Rural or urban, libraries are a national treasure, and it’s easy in these days of connectivity and constantly streaming media to forget how important they are to so many who can’t afford all the technological bells and whistles. It’s shocking, I think, that libraries are being forced to reduce hours and staff and close local branches. And this is at a time when two-thirds of the nation’s libraries provide the only free Internet access in their communities—and when government and employment information and forms are increasingly going online.

THR: There’ve been many debates over the touchy subject of intelligence, what it is, how we measure it, and how such conceptions and measurements affect life chances and opportunities.  How does what you call “a reductive view of intelligence” stand in the way of appreciating the inner lives of individuals who are often dismissed as society’s less able or less gifted—and who are undercompensated as a result?

MR: As a country, we seem to be obsessed with intelligence, with measuring it, with boosting our kids’ intelligence through products like Baby Einstein, with getting “smarter” workers into the new “smart” workplace. But the odd thing is that we tend to rely on a fairly narrow way of determining intelligence: We identify it with a score on a standard intelligence test and with the traditional school-based task.

If one does well on an intelligence test or in school, that clearly indicates some kind of cognitive competence. But if one doesn’t do well—and, historically, poor performers include many low-income people—then the meaning of the score is much less clear. To do well tells us something about intelligence—and, usually, schooling—but not to do well provides much less information about intellectual capacity… though that poor performance may speak volumes about educational opportunity.

What struck me as I did the research for The Mind at Work was the number of instances of reasoning, of problem solving, of learning and applying that learning, that fell outside what gets assessed in an intelligence test or the traditional school curriculum. There is the waitress at rush hour prioritizing on the fly a number of demands from customers, the kitchen, and the manager. And the plumber diagnosing a problem by feeling with his hands the pipes he can’t see behind an old wall. And the hair stylist figuring out the style a customer wants through talk and gesture. This kind of brainwork surrounds us, yet might not be considered when we talk about intelligence.

THR: You’ve talked about some of the ways the lives of the poor are made harder by their growing “invisibility,” but how is the rest of society, including the better off, made worse—and even impoverished—by the “disappearance of the poor”?

MR: Poverty represents a society’s moral and civic failure. It also constricts our collective intelligence and creativity as so many people’s potential is squelched. Thank goodness the notion of an “opportunity gap” is finally making its way into public discussion. That gap hurts all of us.
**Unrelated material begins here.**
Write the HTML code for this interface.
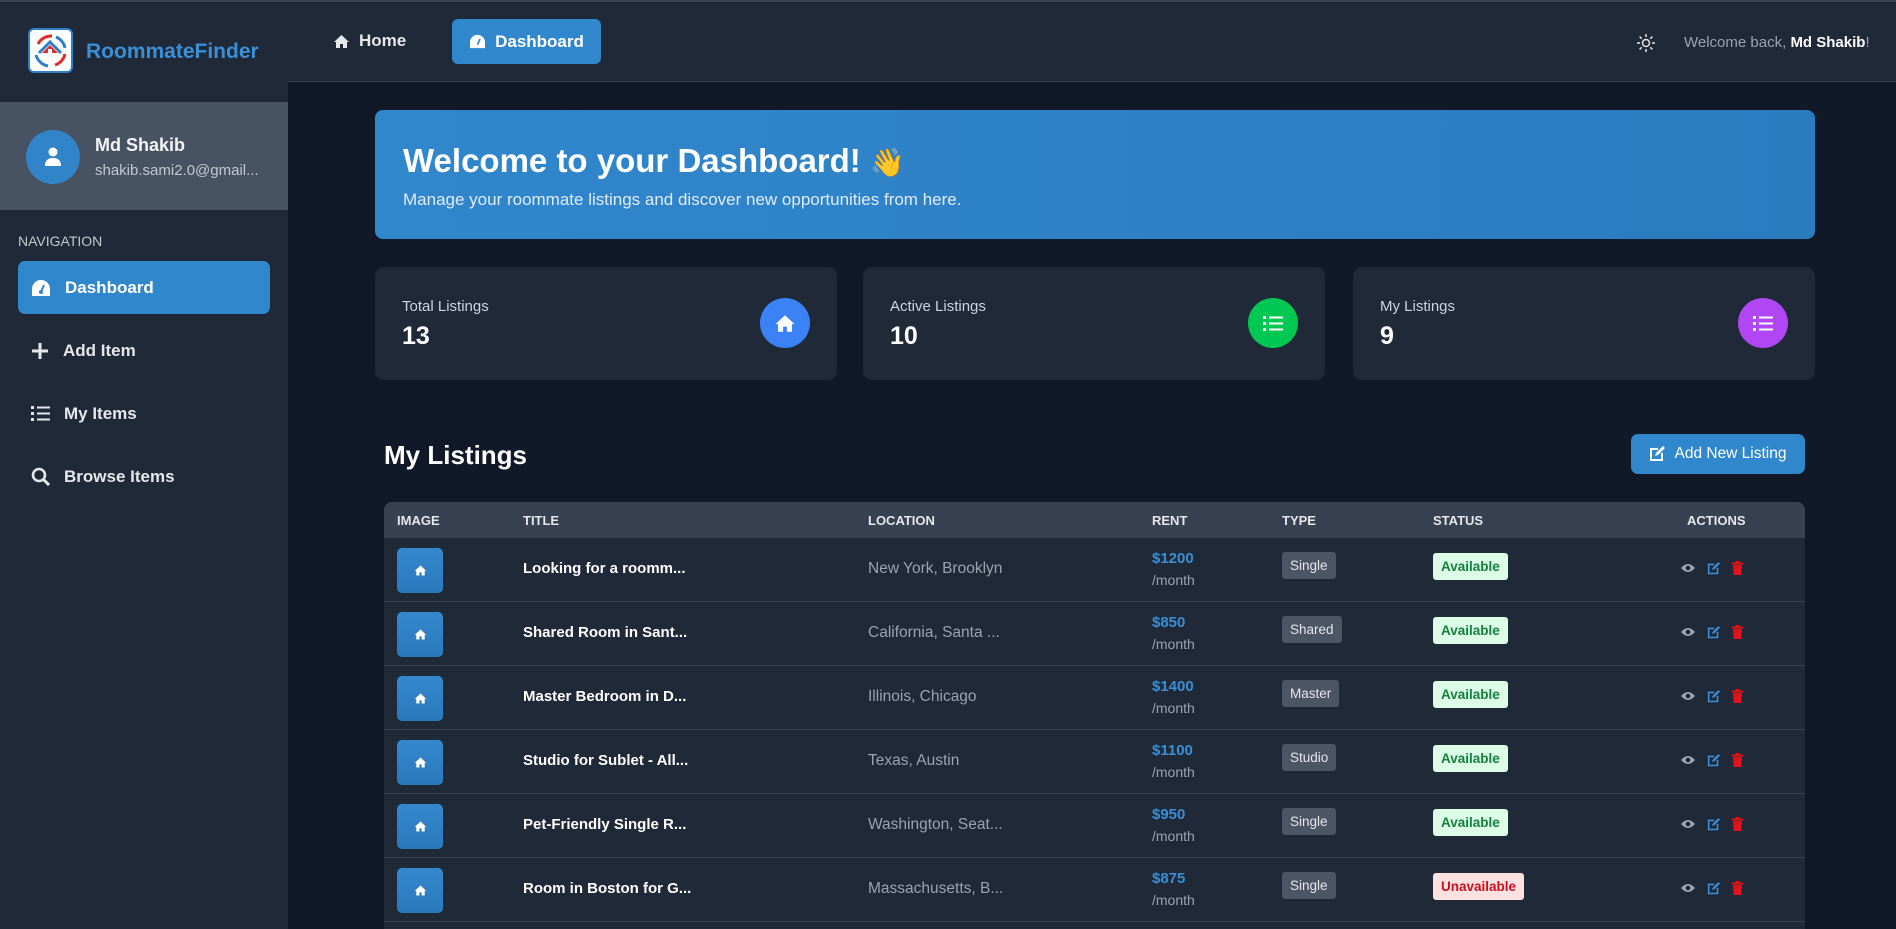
<!DOCTYPE html>
<html style="width:1896px;height:929px;overflow:hidden"><head><meta charset="utf-8"><style>
*{box-sizing:border-box;margin:0;padding:0}
body{width:1896px;height:929px;overflow:hidden;background:#111827;font-family:"Liberation Sans",sans-serif;color:#fff;position:relative}
.abs{position:absolute}
#side{left:0;top:0;width:288px;height:929px;background:#1f2937;border-top:2px solid #3a4250}
#top{left:288px;top:0;width:1608px;height:82px;background:#1f2937;border-top:2px solid #3a4250;border-bottom:1px solid #374151}
.nav{position:absolute;left:18px;width:252px;height:53px;border-radius:7px;display:flex;align-items:center;padding-left:13px;font-size:17px;font-weight:bold;color:#e5e7eb}
.nav svg{margin-right:14px}
.card{position:absolute;top:267px;width:462px;height:113px;background:#1f2937;border-radius:9px}
.card .l{position:absolute;left:27px;top:31px;font-size:15px;color:#cbd5e1}
.card .n{position:absolute;left:27px;top:55px;font-size:25px;font-weight:bold}
.card .c{position:absolute;left:385px;top:31px;width:50px;height:50px;border-radius:50%;display:flex;align-items:center;justify-content:center}
.th{position:absolute;top:513px;font-size:13px;font-weight:bold;color:#e5e7eb}
#wrap{position:absolute;left:0;top:0;width:1896px;height:929px;overflow:hidden}
.row{position:absolute;left:384px;width:1421px;height:64px;background:#1f2937;border-top:1px solid #374151}
.row>*{position:absolute}
.img{left:13px;top:10px;width:46px;height:45px;border-radius:5px;background:linear-gradient(#3588cc,#2b78bd);display:flex;align-items:center;justify-content:center}
.t{left:139px;top:22px;font-size:15px;font-weight:bold}
.loc{left:484px;top:22px;font-size:15.5px;color:#9ca3af}
.rent{left:768px;top:12px;font-size:15px;color:#3b8fd6;font-weight:bold}
.mo{left:768px;top:34px;font-size:14px;color:#9ca3af}
.type{left:898px;top:14px;height:27px;padding:0 8px;background:#4b5563;border-radius:3px;font-size:13.5px;line-height:27px;color:#e5e7eb}
.st{left:1049px;top:15px;height:27px;padding:0 8px;border-radius:3px;font-size:13.5px;line-height:28px;font-weight:bold}
.av{background:#dcfce7;color:#15803d}.un{background:#fee2e2;color:#c8101e}
.act{left:1297px;top:23px;display:flex;gap:12px;align-items:center}
</style></head><body><div id="wrap">
<div id="side" class="abs">
 <div class="abs" style="left:28px;top:26px;width:45px;height:45px;border-radius:6px;background:#fff;border:2px solid #2f80c9">
  <svg width="41" height="41" viewBox="0 0 41 41"><path d="M8 14 A15 15 0 0 1 22 6" stroke="#e02b2b" stroke-width="3" fill="none"/><path d="M26 7 A15 15 0 0 1 35 18" stroke="#2f80c9" stroke-width="3" fill="none"/><path d="M35 24 A15 15 0 0 1 25 35" stroke="#e02b2b" stroke-width="3" fill="none"/><path d="M18 36 A15 15 0 0 1 6 25" stroke="#2f80c9" stroke-width="3" fill="none"/><path d="M9 23 L20 12 L31 23" stroke="#2f80c9" stroke-width="3" fill="none"/><path d="M12 23 L20 15 L28 23Z" fill="#e02b2b"/><rect x="18" y="19" width="4" height="4" fill="#fff"/></svg>
 </div>
 <div class="abs" style="left:86px;top:38px;font-size:21px;font-weight:bold;color:#3b8fd6">RoommateFinder</div>
 <div class="abs" style="left:0;top:100px;width:288px;height:108px;background:#475263"></div>
 <div class="abs" style="left:26px;top:128px;width:54px;height:54px;border-radius:50%;background:#3284c9;display:flex;align-items:center;justify-content:center"><svg width="18" height="20" viewBox="0 0 18 20"><circle cx="9" cy="5" r="4.5" fill="#fff"/><path d="M1 19 Q1 11 9 11 Q17 11 17 19Z" fill="#fff"/></svg></div>
 <div class="abs" style="left:95px;top:133px;font-size:18px;font-weight:bold;color:#f3f4f6">Md Shakib</div>
 <div class="abs" style="left:95px;top:160px;font-size:15px;color:#c2c8d0">shakib.sami2.0@gmail...</div>
 <div class="abs" style="left:18px;top:231px;font-size:14px;color:#c2c8d0">NAVIGATION</div>
 <div class="nav" style="top:259px;background:#3187cc;color:#fff"><svg width="20" height="18" viewBox="0 0 20 18"><path d="M10 1 A9 9 0 0 0 1 10 L1 17 L19 17 L19 10 A9 9 0 0 0 10 1Z" fill="#fff"/><path d="M10 13 L13 6" stroke="#3187cc" stroke-width="2"/><circle cx="10" cy="13" r="2" fill="#3187cc"/></svg>Dashboard</div>
 <div class="nav" style="top:322px"><svg width="18" height="18"><path d="M9 1V17M1 9H17" stroke="#e5e7eb" stroke-width="3"/></svg>Add Item</div>
 <div class="nav" style="top:385px"><svg width="19" height="17"><g fill="#e5e7eb"><rect x="0" y="1" width="3" height="3"/><rect x="0" y="7" width="3" height="3"/><rect x="0" y="13" width="3" height="3"/><rect x="6" y="1.5" width="13" height="2"/><rect x="6" y="7.5" width="13" height="2"/><rect x="6" y="13.5" width="13" height="2"/></g></svg>My Items</div>
 <div class="nav" style="top:448px"><svg width="19" height="19"><circle cx="8" cy="8" r="6" stroke="#e5e7eb" stroke-width="2.6" fill="none"/><path d="M12.5 12.5 L18 18" stroke="#e5e7eb" stroke-width="3"/></svg>Browse Items</div>
</div>
<div id="top" class="abs">
 <div class="abs" style="left:45px;top:29px;display:flex;align-items:center;font-size:17px;font-weight:bold;color:#e5e7eb"><svg width="17" height="15" viewBox="0 0 17 15" style="margin-right:9px"><path d="M8.5 1 L16 8 L14 8 L14 14 L10 14 L10 10 L7 10 L7 14 L3 14 L3 8 L1 8Z" fill="#e5e7eb"/></svg>Home</div>
 <div class="abs" style="left:164px;top:17px;width:149px;height:45px;border-radius:6px;background:#3187cc;display:flex;align-items:center;justify-content:center;font-size:17px;font-weight:bold"><svg width="17" height="15" viewBox="0 0 20 18" style="margin-right:9px"><path d="M10 1 A9 9 0 0 0 1 10 L1 17 L19 17 L19 10 A9 9 0 0 0 10 1Z" fill="#fff"/><path d="M10 13 L13 6" stroke="#3187cc" stroke-width="2"/></svg>Dashboard</div>
 <svg class="abs" style="left:1349px;top:32px" width="18" height="18" viewBox="0 0 18 18"><circle cx="9" cy="9" r="3.5" stroke="#e5e7eb" stroke-width="1.5" fill="none"/><g stroke="#e5e7eb" stroke-width="1.5"><path d="M9 0V3M9 15V18M0 9H3M15 9H18M2.6 2.6L4.7 4.7M13.3 13.3L15.4 15.4M2.6 15.4L4.7 13.3M13.3 4.7L15.4 2.6"/></g></svg>
 <div class="abs" style="left:1396px;top:32px;font-size:15px;color:#9ca3af;white-space:nowrap">Welcome back, <b style="color:#fff">Md Shakib</b>!</div>
</div>
<div class="abs" style="left:375px;top:110px;width:1440px;height:129px;border-radius:8px;background:linear-gradient(90deg,#3187cc,#2b7bbf)">
 <div class="abs" style="left:28px;top:32px;font-size:33px;font-weight:bold">Welcome to your Dashboard! <span style="font-family:'Noto Color Emoji',sans-serif;font-size:28px">👋</span></div>
 <div class="abs" style="left:28px;top:80px;font-size:17px;color:#e0ecf8">Manage your roommate listings and discover new opportunities from here.</div>
</div>
<div class="card" style="left:375px"><div class="l">Total Listings</div><div class="n">13</div><div class="c" style="background:#3b82f6"><svg width="22" height="19" viewBox="0 0 17 15"><path d="M8.5 1 L16 8 L14 8 L14 14 L10 14 L10 10 L7 10 L7 14 L3 14 L3 8 L1 8Z" fill="#fff"/></svg></div></div>
<div class="card" style="left:863px"><div class="l">Active Listings</div><div class="n">10</div><div class="c" style="background:#00c853"><svg width="20" height="17"><g fill="#fff"><rect x="0" y="1" width="3" height="3"/><rect x="0" y="7" width="3" height="3"/><rect x="0" y="13" width="3" height="3"/><rect x="6" y="1.5" width="14" height="2"/><rect x="6" y="7.5" width="14" height="2"/><rect x="6" y="13.5" width="14" height="2"/></g></svg></div></div>
<div class="card" style="left:1353px"><div class="l">My Listings</div><div class="n">9</div><div class="c" style="background:#b146f5"><svg width="20" height="17"><g fill="#fff"><rect x="0" y="1" width="3" height="3"/><rect x="0" y="7" width="3" height="3"/><rect x="0" y="13" width="3" height="3"/><rect x="6" y="1.5" width="14" height="2"/><rect x="6" y="7.5" width="14" height="2"/><rect x="6" y="13.5" width="14" height="2"/></g></svg></div></div>
<div class="abs" style="left:384px;top:440px;font-size:26px;font-weight:bold">My Listings</div>
<div class="abs" style="left:1631px;top:434px;width:174px;height:40px;border-radius:7px;background:#3187cc;display:flex;align-items:center;justify-content:center;font-size:15.5px"><svg width="16" height="16" viewBox="0 0 16 16" style="margin-right:9px"><path d="M9 3H2V14H13V7" stroke="#fff" stroke-width="2" fill="none"/><path d="M6 10L7 7L14 0L16 2L9 9Z" fill="#fff"/></svg>Add New Listing</div>
<div class="abs" style="left:384px;top:502px;width:1421px;height:36px;background:#374151;border-radius:8px 8px 0 0"></div>
<div class="th" style="left:397px">IMAGE</div><div class="th" style="left:523px">TITLE</div><div class="th" style="left:868px">LOCATION</div><div class="th" style="left:1152px">RENT</div><div class="th" style="left:1282px">TYPE</div><div class="th" style="left:1433px">STATUS</div><div class="th" style="left:1687px">ACTIONS</div>
<div id="rows"></div>
</div>
<script>
var d=[["Looking for a roomm...","New York, Brooklyn","$1200","Single",1],["Shared Room in Sant...","California, Santa ...","$850","Shared",1],["Master Bedroom in D...","Illinois, Chicago","$1400","Master",1],["Studio for Sublet - All...","Texas, Austin","$1100","Studio",1],["Pet-Friendly Single R...","Washington, Seat...","$950","Single",1],["Room in Boston for G...","Massachusetts, B...","$875","Single",0],["","","","",2]];
var h="";d.forEach(function(r,i){var top=537+i*64;
if(r[4]==2){h+='<div class="row" style="top:'+top+'px;height:'+(929-top)+'px"></div>';return;}
h+='<div class="row" style="top:'+top+'px"><div class="img"><svg width="13" height="13" viewBox="0 0 17 15"><path d="M8.5 1 L16 8 L14 8 L14 14 L10 14 L10 10 L7 10 L7 14 L3 14 L3 8 L1 8Z" fill="#fff"/></svg></div><div class="t">'+r[0]+'</div><div class="loc">'+r[1]+'</div><div class="rent">'+r[2]+'</div><div class="mo">/month</div><div class="type">'+r[3]+'</div><div class="st '+(r[4]?'av':'un')+'">'+(r[4]?'Available':'Unavailable')+'</div><div class="act"><svg width="14" height="10" viewBox="0 0 14 10"><path d="M0 5Q7 -3 14 5Q7 13 0 5Z" fill="#9ca3af"/><circle cx="7" cy="5" r="2.3" fill="#1f2937"/></svg><svg width="13" height="13" viewBox="0 0 16 16"><path d="M9 3H2V14H13V7" stroke="#3b8fd6" stroke-width="2" fill="none"/><path d="M6 10L7 7L14 0L16 2L9 9Z" fill="#3b8fd6"/></svg><svg width="11" height="14" viewBox="0 0 11 14"><rect x="0" y="1.5" width="11" height="2" fill="#e3131e"/><rect x="3.5" y="0" width="4" height="2" fill="#e3131e"/><path d="M1 4H10L9.3 14H1.7Z" fill="#e3131e"/></svg></div></div>';});
document.getElementById("rows").innerHTML=h;
</script>
</body></html>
One more thing. The marginalization poverty begets keeps from the mainstream entire categories of experience and points of view that can enrich our culture and the way we understand and try to solve a whole range of problems. I don’t want to romanticize the kinds of students I spent time with at that community college or claim that as a group they have superior gifts or insights. But some of them, because of their backgrounds, ask different kinds of questions, draw on fresh illustrations, come at problems in unusual ways. Nurturing that kind of intellectual and social diversity benefits us all.